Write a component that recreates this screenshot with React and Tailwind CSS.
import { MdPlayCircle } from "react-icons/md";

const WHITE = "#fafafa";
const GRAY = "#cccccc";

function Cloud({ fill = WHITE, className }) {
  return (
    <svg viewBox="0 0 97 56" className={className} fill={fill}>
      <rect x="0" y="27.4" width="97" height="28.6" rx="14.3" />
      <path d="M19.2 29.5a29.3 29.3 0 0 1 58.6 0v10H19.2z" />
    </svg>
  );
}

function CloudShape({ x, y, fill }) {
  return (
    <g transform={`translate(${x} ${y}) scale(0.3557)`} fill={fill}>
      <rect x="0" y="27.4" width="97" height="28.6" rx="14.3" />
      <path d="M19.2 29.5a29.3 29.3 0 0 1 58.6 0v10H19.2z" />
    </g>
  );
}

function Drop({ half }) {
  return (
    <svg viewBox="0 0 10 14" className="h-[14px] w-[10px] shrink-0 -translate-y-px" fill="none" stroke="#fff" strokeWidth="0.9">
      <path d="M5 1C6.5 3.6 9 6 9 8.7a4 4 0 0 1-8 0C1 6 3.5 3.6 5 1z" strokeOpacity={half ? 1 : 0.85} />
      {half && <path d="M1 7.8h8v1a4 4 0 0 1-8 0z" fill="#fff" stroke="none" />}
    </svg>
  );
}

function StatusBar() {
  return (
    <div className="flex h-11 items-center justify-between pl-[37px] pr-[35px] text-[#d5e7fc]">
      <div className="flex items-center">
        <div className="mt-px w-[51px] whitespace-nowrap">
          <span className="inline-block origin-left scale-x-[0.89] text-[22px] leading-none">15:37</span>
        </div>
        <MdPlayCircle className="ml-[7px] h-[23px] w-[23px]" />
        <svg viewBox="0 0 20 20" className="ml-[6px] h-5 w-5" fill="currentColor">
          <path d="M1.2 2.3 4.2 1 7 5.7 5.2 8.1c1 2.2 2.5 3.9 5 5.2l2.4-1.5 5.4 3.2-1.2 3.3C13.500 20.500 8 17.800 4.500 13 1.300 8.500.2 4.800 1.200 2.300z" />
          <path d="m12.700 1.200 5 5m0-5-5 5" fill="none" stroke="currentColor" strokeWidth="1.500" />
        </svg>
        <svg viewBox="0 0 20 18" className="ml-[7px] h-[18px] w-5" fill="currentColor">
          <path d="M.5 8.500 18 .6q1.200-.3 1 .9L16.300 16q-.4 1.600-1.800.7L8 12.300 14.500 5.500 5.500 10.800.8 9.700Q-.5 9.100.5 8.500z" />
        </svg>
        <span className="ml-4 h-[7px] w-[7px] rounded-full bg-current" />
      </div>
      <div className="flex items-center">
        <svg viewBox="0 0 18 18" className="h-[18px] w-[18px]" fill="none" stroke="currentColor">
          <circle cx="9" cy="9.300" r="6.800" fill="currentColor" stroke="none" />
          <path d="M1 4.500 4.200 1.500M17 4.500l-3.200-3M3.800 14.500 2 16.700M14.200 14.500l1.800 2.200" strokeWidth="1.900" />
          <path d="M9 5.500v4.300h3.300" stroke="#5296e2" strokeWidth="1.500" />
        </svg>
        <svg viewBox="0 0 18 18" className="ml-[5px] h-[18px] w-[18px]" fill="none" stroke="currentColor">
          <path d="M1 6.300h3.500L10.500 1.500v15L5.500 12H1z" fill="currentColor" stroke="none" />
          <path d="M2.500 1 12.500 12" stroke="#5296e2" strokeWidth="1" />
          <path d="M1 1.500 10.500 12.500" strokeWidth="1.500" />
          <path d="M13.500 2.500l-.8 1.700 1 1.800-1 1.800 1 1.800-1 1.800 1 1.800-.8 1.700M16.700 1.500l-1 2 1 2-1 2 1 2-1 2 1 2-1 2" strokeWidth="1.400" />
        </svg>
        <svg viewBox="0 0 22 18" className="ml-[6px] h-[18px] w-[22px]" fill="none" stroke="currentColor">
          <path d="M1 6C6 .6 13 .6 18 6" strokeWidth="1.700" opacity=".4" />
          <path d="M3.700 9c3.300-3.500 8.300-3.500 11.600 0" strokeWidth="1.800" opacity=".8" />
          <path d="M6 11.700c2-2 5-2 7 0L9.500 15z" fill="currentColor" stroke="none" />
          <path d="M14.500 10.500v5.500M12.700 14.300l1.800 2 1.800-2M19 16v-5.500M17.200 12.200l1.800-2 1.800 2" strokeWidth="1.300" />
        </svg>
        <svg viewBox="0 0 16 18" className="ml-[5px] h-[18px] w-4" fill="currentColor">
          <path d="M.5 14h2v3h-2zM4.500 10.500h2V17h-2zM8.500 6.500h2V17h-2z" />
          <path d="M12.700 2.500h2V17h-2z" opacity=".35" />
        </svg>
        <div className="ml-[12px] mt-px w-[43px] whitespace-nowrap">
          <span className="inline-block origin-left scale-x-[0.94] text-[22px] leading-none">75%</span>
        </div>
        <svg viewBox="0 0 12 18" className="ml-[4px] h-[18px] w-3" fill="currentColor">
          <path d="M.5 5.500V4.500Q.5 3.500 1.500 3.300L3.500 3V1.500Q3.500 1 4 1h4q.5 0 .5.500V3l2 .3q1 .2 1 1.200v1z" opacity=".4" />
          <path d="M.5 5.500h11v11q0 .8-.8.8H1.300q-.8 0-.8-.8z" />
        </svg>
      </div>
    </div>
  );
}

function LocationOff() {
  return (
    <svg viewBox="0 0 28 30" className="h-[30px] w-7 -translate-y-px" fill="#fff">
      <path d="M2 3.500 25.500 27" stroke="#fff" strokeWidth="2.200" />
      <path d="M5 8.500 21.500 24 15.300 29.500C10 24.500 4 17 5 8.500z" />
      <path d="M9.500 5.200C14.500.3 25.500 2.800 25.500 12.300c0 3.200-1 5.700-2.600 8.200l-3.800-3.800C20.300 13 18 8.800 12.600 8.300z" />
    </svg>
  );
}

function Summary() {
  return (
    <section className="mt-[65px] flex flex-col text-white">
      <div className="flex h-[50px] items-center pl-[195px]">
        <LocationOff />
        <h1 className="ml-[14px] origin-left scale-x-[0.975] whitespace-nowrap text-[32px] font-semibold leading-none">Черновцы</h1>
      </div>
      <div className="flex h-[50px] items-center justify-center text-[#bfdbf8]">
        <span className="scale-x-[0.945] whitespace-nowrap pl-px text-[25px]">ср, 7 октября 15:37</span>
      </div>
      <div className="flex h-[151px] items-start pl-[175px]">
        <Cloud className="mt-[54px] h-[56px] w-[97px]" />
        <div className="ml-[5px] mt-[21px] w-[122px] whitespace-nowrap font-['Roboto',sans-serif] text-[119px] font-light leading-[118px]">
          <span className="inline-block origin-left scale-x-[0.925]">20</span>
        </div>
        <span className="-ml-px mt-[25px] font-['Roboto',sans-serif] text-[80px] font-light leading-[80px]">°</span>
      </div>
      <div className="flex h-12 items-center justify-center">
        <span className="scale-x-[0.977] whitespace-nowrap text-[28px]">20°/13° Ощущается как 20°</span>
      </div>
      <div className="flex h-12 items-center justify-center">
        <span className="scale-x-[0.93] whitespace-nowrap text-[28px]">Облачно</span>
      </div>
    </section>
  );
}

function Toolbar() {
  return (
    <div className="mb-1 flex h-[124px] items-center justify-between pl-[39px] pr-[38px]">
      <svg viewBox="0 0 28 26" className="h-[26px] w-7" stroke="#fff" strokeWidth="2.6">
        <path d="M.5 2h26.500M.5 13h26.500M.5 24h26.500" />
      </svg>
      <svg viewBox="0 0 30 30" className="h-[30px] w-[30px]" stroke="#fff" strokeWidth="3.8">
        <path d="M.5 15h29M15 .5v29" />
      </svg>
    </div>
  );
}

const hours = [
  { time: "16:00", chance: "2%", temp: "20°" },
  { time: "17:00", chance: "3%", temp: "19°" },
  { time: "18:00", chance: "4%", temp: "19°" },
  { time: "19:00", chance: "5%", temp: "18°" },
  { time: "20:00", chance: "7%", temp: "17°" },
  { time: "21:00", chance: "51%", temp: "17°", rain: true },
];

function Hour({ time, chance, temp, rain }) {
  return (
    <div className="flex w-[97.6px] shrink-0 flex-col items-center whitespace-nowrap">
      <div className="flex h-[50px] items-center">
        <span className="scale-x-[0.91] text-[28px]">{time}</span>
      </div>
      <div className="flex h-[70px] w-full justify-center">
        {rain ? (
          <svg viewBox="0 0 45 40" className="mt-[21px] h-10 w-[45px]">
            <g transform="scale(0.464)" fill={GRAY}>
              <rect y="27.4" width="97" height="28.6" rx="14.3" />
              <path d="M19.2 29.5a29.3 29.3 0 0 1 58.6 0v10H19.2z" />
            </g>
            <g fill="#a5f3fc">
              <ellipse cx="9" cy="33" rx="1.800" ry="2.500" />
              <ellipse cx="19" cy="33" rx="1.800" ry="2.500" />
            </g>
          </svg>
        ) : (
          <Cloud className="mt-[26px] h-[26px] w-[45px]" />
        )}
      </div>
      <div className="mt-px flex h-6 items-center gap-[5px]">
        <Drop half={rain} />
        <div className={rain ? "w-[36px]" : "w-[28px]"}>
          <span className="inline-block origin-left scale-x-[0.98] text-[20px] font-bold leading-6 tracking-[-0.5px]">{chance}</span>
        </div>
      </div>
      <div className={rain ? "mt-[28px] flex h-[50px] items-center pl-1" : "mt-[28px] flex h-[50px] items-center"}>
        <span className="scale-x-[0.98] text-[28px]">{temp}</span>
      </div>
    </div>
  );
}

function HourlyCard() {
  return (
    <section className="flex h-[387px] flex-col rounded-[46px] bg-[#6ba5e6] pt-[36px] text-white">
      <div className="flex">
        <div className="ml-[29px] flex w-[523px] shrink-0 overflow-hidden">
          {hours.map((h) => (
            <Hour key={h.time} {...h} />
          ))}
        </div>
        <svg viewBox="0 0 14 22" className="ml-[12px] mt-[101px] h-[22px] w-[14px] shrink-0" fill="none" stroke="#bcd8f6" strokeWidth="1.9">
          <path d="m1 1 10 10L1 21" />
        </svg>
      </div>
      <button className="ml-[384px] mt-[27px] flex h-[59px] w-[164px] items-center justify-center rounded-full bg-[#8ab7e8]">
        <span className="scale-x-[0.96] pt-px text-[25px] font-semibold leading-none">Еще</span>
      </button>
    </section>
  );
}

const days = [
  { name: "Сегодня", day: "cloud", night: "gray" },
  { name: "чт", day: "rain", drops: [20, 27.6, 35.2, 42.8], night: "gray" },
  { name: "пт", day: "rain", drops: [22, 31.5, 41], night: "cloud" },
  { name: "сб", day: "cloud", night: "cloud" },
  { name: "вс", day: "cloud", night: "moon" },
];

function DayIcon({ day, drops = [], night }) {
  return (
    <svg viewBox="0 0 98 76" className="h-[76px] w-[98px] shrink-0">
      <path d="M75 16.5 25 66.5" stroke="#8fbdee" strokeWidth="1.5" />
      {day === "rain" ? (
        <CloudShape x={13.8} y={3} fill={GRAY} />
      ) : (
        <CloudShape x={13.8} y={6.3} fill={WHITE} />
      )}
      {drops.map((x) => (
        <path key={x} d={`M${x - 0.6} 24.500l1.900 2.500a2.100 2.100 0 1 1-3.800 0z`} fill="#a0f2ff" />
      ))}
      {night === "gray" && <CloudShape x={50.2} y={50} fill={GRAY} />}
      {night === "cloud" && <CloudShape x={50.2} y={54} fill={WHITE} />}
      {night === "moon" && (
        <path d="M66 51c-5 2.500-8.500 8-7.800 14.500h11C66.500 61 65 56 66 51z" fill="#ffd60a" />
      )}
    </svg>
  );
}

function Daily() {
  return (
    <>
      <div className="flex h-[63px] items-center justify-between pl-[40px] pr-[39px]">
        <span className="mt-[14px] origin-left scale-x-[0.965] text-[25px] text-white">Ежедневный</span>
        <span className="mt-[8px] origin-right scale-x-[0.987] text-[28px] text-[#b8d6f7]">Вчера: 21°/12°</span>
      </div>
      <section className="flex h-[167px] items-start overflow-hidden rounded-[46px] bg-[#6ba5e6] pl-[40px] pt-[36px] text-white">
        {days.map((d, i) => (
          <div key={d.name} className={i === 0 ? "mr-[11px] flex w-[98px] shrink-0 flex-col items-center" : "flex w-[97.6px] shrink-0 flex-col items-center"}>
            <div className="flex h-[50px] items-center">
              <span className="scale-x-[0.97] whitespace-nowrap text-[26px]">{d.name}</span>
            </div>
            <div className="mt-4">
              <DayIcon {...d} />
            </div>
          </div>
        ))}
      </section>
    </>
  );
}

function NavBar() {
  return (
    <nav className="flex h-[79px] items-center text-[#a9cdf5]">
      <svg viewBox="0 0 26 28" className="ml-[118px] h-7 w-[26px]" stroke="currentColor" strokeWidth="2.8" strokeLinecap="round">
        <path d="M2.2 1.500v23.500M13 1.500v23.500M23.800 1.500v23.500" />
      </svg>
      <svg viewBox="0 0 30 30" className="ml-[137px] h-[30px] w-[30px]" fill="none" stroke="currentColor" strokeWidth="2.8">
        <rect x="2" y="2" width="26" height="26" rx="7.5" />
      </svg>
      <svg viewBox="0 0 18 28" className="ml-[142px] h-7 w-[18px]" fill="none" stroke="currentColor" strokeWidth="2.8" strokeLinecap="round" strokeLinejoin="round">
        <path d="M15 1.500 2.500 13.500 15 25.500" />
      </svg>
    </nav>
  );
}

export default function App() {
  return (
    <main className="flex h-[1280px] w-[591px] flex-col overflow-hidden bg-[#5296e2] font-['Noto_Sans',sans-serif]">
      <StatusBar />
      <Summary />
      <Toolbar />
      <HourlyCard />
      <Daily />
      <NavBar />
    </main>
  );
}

==

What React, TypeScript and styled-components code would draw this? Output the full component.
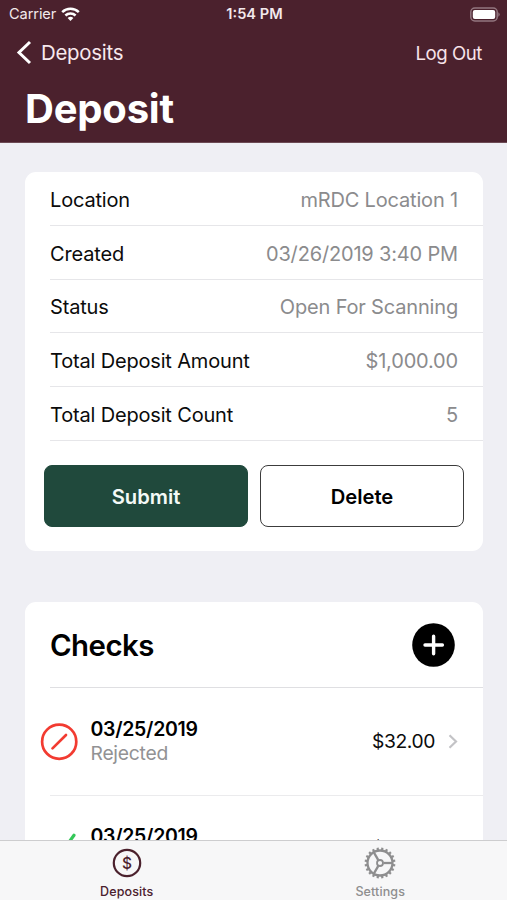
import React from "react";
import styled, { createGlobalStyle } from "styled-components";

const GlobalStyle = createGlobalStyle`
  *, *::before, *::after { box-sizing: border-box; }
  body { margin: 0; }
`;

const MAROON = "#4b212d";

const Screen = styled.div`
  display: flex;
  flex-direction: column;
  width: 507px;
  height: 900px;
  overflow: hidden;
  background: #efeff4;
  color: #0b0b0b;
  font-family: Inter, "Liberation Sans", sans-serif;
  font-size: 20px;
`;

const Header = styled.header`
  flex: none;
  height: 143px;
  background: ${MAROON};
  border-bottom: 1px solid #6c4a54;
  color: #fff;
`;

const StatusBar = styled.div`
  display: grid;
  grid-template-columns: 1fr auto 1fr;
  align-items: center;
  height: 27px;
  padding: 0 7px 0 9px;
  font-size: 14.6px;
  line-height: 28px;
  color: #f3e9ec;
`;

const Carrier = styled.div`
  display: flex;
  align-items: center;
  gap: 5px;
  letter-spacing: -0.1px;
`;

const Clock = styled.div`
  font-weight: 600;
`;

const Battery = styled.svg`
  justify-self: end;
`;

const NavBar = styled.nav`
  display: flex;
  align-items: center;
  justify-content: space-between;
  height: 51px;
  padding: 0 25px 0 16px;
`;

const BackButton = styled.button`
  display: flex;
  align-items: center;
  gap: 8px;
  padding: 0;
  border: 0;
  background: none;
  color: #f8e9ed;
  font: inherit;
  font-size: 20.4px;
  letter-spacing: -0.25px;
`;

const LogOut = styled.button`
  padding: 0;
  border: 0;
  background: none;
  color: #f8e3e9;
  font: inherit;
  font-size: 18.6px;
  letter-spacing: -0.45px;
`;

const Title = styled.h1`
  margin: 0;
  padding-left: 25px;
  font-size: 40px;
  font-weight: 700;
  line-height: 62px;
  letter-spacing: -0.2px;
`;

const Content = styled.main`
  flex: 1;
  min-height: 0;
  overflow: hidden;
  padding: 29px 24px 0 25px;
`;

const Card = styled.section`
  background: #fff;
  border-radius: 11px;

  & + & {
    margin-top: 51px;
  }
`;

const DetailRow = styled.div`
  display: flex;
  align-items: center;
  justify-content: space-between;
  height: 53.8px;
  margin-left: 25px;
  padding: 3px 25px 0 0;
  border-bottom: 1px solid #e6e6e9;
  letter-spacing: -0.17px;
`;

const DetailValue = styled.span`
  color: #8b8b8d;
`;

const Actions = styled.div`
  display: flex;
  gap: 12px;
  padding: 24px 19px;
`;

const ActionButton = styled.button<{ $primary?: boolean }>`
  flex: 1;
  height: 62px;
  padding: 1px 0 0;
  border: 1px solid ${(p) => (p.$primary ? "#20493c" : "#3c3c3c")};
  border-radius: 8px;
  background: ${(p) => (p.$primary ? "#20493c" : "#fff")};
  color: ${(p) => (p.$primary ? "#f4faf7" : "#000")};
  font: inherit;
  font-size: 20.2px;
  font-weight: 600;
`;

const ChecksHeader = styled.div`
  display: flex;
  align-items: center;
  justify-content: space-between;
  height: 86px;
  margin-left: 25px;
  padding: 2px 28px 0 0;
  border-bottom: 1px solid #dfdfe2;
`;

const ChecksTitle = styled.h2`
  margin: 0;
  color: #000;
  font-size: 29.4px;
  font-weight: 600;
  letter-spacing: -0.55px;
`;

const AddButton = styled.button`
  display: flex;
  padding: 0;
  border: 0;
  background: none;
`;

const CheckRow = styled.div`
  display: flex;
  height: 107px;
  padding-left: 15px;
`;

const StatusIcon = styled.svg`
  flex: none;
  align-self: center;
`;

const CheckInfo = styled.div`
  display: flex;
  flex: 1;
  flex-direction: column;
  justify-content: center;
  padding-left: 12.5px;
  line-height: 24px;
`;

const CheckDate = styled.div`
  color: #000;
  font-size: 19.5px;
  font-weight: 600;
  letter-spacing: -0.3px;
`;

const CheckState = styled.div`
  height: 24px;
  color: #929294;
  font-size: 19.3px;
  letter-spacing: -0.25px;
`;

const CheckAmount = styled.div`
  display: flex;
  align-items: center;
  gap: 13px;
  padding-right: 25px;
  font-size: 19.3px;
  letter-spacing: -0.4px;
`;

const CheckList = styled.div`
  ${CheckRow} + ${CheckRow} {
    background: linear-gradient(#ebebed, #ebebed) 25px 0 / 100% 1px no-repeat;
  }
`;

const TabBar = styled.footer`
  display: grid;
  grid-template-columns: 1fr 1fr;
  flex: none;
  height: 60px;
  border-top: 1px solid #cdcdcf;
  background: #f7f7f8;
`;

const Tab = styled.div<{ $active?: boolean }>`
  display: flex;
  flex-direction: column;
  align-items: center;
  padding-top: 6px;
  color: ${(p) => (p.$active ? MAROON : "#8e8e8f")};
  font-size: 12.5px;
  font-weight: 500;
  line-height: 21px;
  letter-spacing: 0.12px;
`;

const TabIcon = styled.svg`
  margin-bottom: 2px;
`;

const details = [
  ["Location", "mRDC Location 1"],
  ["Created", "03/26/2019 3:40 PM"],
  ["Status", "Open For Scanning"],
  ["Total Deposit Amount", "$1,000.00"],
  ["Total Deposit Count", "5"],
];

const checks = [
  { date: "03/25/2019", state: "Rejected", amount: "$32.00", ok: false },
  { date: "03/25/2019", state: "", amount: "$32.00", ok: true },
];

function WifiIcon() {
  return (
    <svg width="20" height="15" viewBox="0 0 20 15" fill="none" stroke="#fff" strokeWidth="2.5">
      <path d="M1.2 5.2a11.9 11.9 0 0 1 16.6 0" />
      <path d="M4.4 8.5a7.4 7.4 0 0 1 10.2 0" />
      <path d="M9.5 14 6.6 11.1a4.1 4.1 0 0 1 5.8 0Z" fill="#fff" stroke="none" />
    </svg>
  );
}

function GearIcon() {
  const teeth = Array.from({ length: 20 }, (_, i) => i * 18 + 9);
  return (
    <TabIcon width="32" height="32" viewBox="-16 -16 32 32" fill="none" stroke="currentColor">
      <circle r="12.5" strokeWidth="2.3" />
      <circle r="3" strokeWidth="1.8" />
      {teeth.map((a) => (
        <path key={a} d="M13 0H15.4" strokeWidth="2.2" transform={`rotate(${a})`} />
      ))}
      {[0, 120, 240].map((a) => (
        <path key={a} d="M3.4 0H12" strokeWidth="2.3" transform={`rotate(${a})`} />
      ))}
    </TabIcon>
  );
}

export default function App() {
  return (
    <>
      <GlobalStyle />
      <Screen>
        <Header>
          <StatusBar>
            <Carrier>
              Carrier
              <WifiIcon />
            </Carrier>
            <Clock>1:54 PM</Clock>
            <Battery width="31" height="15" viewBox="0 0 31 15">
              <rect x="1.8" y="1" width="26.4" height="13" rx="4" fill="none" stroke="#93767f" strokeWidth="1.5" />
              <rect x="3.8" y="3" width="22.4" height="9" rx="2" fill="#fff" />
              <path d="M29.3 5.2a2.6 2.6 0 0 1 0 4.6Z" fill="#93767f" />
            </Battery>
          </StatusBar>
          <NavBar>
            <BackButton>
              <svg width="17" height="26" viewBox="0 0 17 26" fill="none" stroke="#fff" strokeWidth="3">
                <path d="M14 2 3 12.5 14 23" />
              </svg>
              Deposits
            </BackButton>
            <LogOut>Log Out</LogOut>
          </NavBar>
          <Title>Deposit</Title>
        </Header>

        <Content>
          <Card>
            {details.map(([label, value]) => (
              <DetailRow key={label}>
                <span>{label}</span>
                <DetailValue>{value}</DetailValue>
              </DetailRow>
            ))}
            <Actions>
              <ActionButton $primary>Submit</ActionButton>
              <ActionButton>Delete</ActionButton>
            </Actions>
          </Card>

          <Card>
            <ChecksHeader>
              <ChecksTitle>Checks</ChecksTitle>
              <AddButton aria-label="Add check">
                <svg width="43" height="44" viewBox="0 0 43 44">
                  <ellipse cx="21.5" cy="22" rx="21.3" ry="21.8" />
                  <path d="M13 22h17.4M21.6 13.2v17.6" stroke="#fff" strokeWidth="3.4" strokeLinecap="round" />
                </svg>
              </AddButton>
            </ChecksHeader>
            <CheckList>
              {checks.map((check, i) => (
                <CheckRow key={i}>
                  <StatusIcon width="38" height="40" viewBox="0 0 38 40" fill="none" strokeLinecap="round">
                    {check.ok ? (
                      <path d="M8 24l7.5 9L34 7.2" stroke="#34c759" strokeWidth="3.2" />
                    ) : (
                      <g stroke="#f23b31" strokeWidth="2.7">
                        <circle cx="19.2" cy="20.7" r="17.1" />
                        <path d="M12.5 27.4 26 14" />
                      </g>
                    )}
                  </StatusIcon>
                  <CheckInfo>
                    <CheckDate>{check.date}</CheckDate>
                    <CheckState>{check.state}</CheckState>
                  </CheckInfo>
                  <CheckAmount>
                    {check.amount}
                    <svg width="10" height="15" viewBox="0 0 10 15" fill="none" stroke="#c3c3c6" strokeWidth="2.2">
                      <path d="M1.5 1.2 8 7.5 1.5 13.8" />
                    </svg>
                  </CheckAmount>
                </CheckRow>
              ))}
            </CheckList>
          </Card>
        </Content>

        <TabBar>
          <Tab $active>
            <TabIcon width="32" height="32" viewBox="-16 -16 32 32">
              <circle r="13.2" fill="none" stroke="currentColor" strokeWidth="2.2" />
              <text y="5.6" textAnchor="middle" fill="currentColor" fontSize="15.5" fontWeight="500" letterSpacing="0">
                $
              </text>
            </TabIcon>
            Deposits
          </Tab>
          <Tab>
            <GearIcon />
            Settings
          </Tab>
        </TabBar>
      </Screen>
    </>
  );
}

## Written exercise
Copy every line that includes the string "components" from the material above.

## Answer to the problem
What React, TypeScript and styled-components code would draw this? Output the full component.
import styled, { createGlobalStyle } from "styled-components";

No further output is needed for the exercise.